Ancient humans didn’t live in this structure permanently, as we occupy houses.

Instead, they kept track of many different rock shelters and used them as bases to store food and resources in their nomadic wanderings.

The Site Proves Humans Inhabited the Area 8000 Years Ago.

When Daugherty found the Marmes rock shelter, he immediately discovered storage pits, lined with broken and decomposing mats made of grasses and reeds.

They found evidence that humans had used the cool temperature of the cave to store food.

By the end of the first digging season, they had uncovered 11 partial or complete skeletons, including the skeletons of children.

They were preserved by a layer of ash from the Mazama volcano which erupted more than 6500 years ago.

When the skeletons and tools were carbon dated, some were found to be more than 10,000 years old.

Early Humans Were Hunters – And Traders

Based on the traces of food found preserved and the tools that they uncovered, Daugherty and his team inferred that the humans who lived during this time were hunter-gatherers who hunted elk, deer, and beaver while foraging for mussels and shellfish.

They found stone tools, including spearheads, scrapers, mortars, and pestles.
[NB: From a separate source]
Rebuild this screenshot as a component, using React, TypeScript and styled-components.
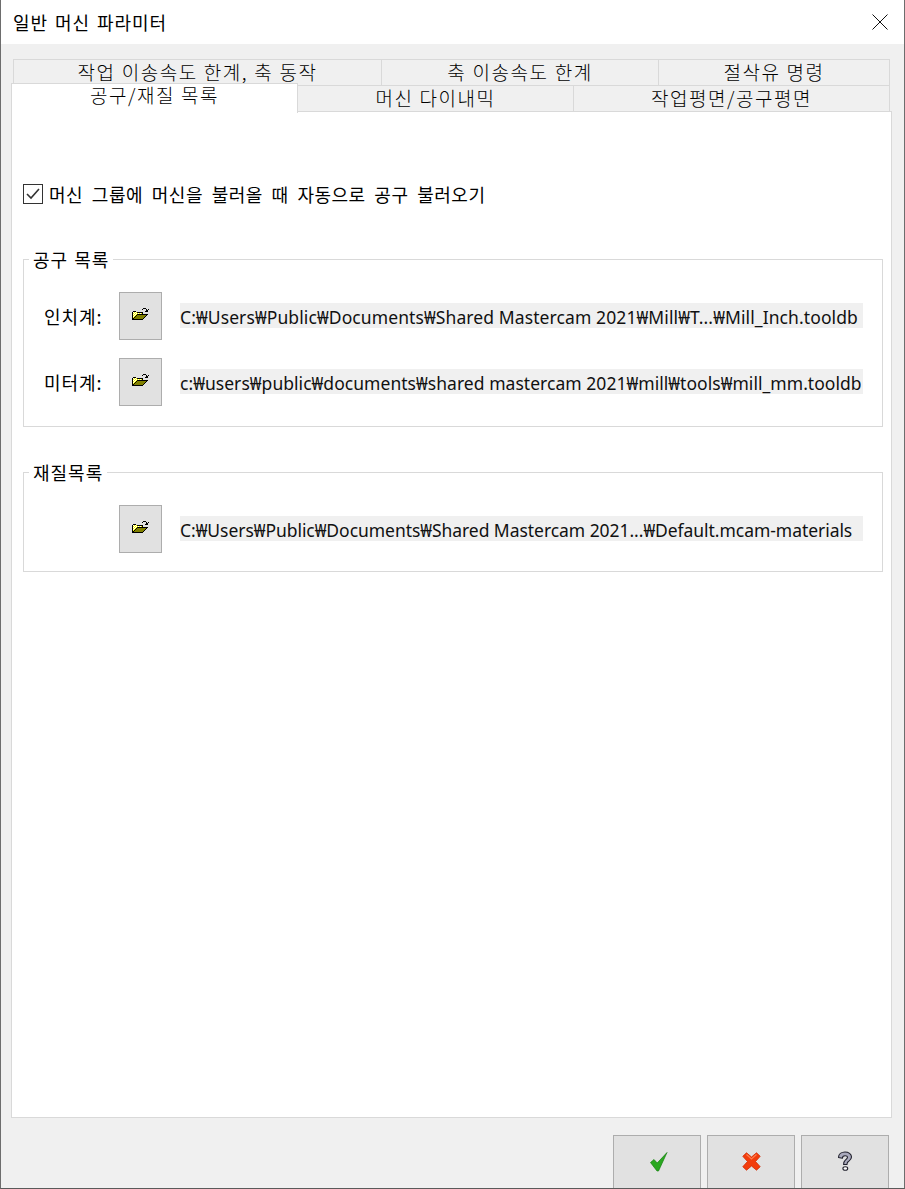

However, some of the most interesting artifacts are those that prove early humans were either prolific travelers or communicated and traded with other societies much farther away.
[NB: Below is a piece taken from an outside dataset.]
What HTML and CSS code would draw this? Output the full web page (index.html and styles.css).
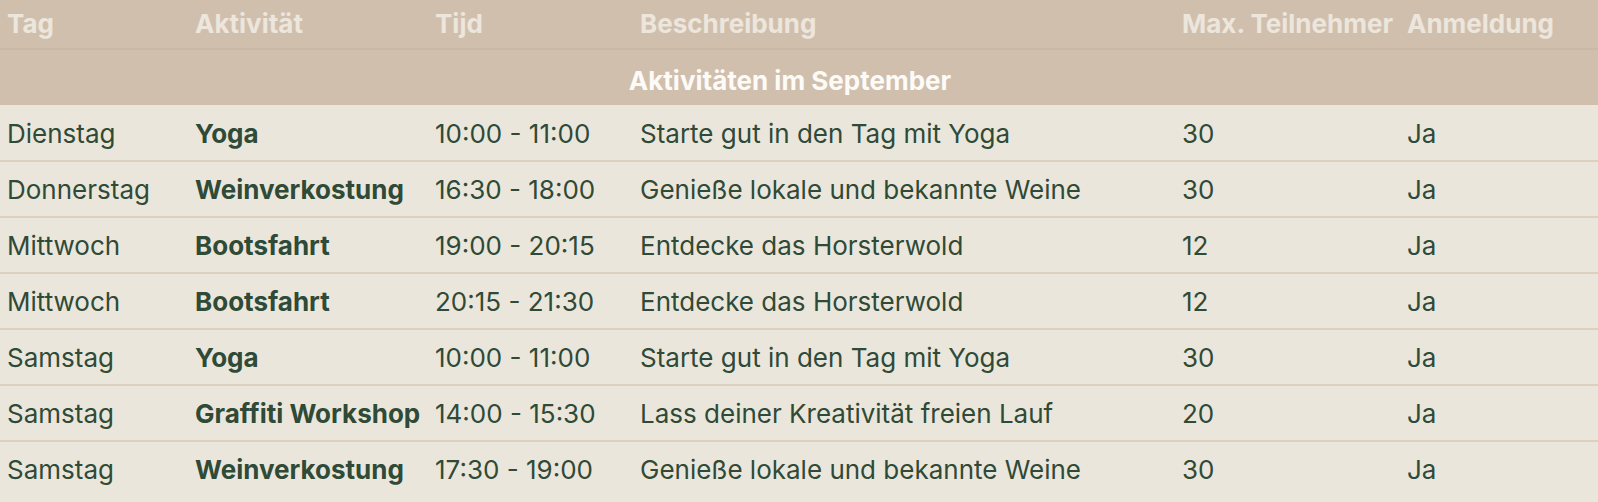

In remains that are 7000 years old, Daugherty found shells with holes in them, used as necklaces.

These shells belong to a species of snail that lived only on the West Coast, more than 200 miles away.

Spearheads were recovered that were made of agate, a stone that does not occur naturally in the area.

These findings can only be explained by inferring that early humans in the area were either very mobile or part of a larger network of societies that were connected by trade.

At First, Researchers Saw Proof of Cannibalism

As Daughterty and his team continued to dig into the Marmes rock shelter, they uncovered a cremation area with the remains of 38 more individuals, reduced to fragments of bone.

The bones they found were splintered and broken.

The largest was a skull fragment only a couple of inches long.

When a press conference was given, announcing the discovery of human remains, the immediate assumption was that early humans in the area had been cannibalistic – breaking the bones apart to eat the marrow inside them and burning the bones in the process of cooking human beings.

This theory turned out to be completely false.

It might make a good story, but the cremation area in the Marmes rock shelter is a burial site rather than a cooking area, and it makes sense that the bones were broken up.

Modern cremation uses incredibly high temperatures that early humans couldn’t replicate.

They broke up the bones to help them burn better, to completely reduce the body.

The Site Was Flooded in 1969

This rich archaeological site was threatened almost as soon as it was discovered.

The survey and discovery took place at a time when construction was underway for the Lower Monumental Dam – a project that would flood the entire area.

After the discovery of the rock shelter, President Lyndon Johnson signed an executive order to help protect it from flooding by constructing a 1900-foot-long, 500-foot-tall cofferdam.

Unfortunately, this failed spectacularly.

The dam was built on top of the gravel, which engineers understood would allow water into the site, but they thought they could offset this by pumping it out.

When the water started flooding at 45,000 gallons a minute, the pumps failed. Now, it is at the bottom of a lake.

There is More To Discover

The Marmes rockshelter was never surveyed properly, so we may never know what there is to find.

From the beginning, there was no consistency in the process of excavation or the field recording of findings, and much of the excavation was done at the last minute with a bulldozer.

The dig was never finished, and in the desperate final days, before it flooded, the team constructed heavy wooden cribs around undisturbed sites covered the trenches they had dug in plastic, and covered them in sand.

The Marmes rockshelter is now deep underwater, but if the reservoir is ever drained, there are likely still archaeological artifacts and relics of early human civilization to be uncovered.